Separating the NEC from Amtrak with all its legal gyrations will take a few years. Even then it is highly unlikely the property will be in the hands of one or more private companies. More likely is a compact of those Northeast states that will hold and become responsible for the whole corridor. (Congress pre-approved such interstate compacts for passenger rail service in the 1997 Amtrak reform law.) Today there are five state commuter agencies operating under the wire of the NEC. Add to this Amtrak and limited freight operations. Yet, once upon a time this was all under the banner of one railroad. Will we ever make it back to one operator?

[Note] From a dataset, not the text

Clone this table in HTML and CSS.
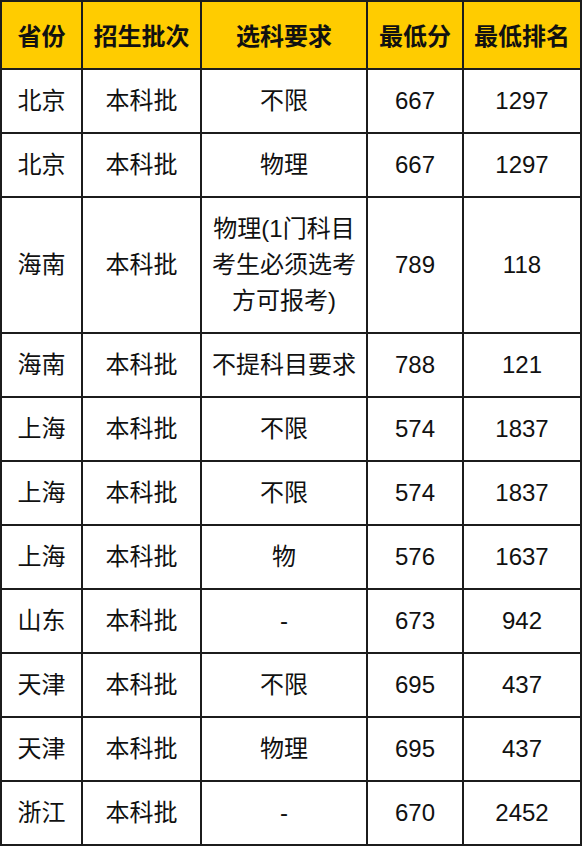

The Baltimore & Ohio’s overreach of the late 19th Century bears out a pertinent object lesson for us today. The B&O concentrated its resources on a short-haul piece of railroad due to its location in what was believed to be the most valuable stretch of real estate in the country. As a result of neglecting their long-haul routes to the west, however, the railroad would become an “also ran.” The B&O would be controlled at various times by various railroads including the PRR. Ultimately the B&O found security as a lesser partner of the Chesapeake & Ohio. Today there are no major railroads headquartered in Baltimore. This is the purposeful outcome of the free market.
Today Amtrak, self-described as “America’s Railroad,” pours the lion’s share of its meager resources into the NEC to the detriment of the national network. Unfortunately, as a public entity, the laws of the free market are not allowed to be applied. Amtrak points to sheer passenger counts, opposed to passenger-miles, as justification for this aberration. With government deficits growing and public patience waning, this dichotomy cannot continue indefinitely. The longer the decision is forestalled, the fewer resources will be left available to enact said decision. Inaction is an expensive option which is no longer plausible.